I hope to keep growing in that role and I hope to keep writing. I wanna keep writing and I wanna do more things and eventually have my own side business… Start my own side business one day. Who knows? It could be anything happening in the future. I’ve been at Roadrunner for almost ten years and I love it there. It’s the kinda place I could retire at, you know? I’d like to keep growing at that company.
Could you ever see yourself in an A&R type of position, scouting and signing bands for a record label?
I always have been interested in A&R because a long time ago when I worked for CMJ I felt like an A&R source. I wrote about bands before most national press did. When I was writing a radio trade magazine column a lot of labels and bands started out at that format of metal radio and that was the audience I was writing for. When I love something and when I connect with it, I wanna tell more people about it, or help it get out to more people. That’s pretty much what A&R is. Finding bands and getting them out to more people and making the music and getting it to that next level.
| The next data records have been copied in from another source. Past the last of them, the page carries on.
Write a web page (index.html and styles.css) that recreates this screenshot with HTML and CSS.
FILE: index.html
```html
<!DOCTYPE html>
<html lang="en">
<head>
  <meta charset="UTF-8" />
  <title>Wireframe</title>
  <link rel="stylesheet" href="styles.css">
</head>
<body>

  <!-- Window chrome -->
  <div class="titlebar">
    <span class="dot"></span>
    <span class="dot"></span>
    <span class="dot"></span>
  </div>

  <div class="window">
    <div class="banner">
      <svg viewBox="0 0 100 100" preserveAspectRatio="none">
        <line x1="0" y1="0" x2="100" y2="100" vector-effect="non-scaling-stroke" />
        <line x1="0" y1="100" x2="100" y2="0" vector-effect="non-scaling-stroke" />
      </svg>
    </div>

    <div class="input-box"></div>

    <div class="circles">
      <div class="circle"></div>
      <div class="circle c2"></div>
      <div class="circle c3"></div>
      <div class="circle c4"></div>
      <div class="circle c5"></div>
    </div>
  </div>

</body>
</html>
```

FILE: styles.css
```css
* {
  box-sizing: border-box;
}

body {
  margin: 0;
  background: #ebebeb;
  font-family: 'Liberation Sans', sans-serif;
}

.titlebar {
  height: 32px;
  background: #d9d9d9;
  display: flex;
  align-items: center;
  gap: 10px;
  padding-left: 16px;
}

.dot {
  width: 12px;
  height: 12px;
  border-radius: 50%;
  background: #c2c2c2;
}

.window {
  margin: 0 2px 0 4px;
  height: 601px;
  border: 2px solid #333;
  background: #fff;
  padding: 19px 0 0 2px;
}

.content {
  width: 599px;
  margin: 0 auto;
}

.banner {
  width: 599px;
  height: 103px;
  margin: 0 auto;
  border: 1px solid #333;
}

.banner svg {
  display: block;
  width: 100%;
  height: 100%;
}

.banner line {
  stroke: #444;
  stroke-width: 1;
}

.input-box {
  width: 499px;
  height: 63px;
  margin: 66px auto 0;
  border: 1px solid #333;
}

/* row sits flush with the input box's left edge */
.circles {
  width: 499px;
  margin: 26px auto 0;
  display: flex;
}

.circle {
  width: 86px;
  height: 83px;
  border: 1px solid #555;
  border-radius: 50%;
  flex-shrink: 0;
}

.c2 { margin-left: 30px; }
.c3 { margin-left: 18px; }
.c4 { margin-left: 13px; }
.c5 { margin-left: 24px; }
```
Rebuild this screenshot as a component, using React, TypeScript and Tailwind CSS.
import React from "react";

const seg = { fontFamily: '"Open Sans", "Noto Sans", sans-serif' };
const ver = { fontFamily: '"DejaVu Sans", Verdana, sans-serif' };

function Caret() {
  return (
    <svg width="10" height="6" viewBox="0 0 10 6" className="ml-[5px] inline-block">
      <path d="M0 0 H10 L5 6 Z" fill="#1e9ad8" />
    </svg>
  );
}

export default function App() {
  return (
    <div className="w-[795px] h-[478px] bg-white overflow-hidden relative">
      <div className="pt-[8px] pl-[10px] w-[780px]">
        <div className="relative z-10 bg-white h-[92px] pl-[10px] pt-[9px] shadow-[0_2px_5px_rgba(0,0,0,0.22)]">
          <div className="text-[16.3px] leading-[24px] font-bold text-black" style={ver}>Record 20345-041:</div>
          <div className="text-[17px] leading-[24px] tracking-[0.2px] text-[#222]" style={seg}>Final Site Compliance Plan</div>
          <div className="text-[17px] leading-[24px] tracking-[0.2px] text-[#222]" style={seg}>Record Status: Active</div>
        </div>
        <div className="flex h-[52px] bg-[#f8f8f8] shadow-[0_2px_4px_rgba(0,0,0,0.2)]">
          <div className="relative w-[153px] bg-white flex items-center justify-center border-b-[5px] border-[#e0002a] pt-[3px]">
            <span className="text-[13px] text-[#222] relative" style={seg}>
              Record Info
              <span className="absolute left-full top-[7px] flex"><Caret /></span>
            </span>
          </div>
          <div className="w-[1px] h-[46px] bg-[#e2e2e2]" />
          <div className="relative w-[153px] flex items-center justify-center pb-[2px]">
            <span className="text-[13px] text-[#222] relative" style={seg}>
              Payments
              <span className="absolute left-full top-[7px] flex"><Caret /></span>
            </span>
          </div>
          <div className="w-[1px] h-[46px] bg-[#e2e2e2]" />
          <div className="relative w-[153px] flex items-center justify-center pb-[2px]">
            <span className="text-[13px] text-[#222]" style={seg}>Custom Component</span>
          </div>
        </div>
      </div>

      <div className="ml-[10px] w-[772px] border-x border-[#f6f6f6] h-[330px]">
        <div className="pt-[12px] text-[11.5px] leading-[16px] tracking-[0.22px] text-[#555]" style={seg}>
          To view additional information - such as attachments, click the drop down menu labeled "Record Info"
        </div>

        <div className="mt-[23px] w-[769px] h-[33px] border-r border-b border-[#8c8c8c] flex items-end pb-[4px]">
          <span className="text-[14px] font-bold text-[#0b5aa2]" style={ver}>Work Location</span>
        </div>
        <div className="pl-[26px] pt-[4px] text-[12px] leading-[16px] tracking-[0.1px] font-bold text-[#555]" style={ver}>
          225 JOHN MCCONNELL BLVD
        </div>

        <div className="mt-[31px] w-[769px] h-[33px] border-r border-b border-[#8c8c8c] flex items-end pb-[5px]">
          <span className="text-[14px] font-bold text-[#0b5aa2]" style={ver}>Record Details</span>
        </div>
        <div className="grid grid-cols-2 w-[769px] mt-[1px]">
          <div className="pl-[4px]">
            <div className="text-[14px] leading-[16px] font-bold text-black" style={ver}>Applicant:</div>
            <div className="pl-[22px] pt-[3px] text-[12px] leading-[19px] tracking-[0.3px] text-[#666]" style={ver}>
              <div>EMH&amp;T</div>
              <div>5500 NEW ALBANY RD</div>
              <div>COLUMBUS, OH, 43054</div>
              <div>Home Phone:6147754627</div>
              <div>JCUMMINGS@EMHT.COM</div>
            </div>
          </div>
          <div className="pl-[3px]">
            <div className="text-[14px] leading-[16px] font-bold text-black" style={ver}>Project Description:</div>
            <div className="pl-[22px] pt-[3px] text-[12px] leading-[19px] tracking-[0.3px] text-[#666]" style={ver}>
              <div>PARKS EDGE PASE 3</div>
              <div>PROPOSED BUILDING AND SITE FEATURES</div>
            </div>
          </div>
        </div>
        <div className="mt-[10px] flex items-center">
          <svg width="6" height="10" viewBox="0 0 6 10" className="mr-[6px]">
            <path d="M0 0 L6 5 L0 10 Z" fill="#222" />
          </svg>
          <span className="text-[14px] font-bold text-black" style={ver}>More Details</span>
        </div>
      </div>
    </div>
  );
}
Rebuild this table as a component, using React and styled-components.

I’ve always been interested in A&R and I’ve tried to turn on A&R guys at Roadrunner. Monte (Conner – Vice President of A&R at Roadrunner) who has signed everbody from Slipknot to Sepultura, Fear Factory… legendary bands who have developed the metal genre in the past twenty-five years, he asks me all the time "Tell me about some awesome bands." He’s an inspiration because at his age he’s got nothing to prove. He’s signed some of the most important metal bands of all time and he’s still hungry to find the next set of bands that are going to be the most important bands of this generation. That inspires me. He’ll ask me to come check out music all the time and I really appreciate that.
We really appreciate you taking the time to talk metal Amy!
Thank you! I hope it all made sense.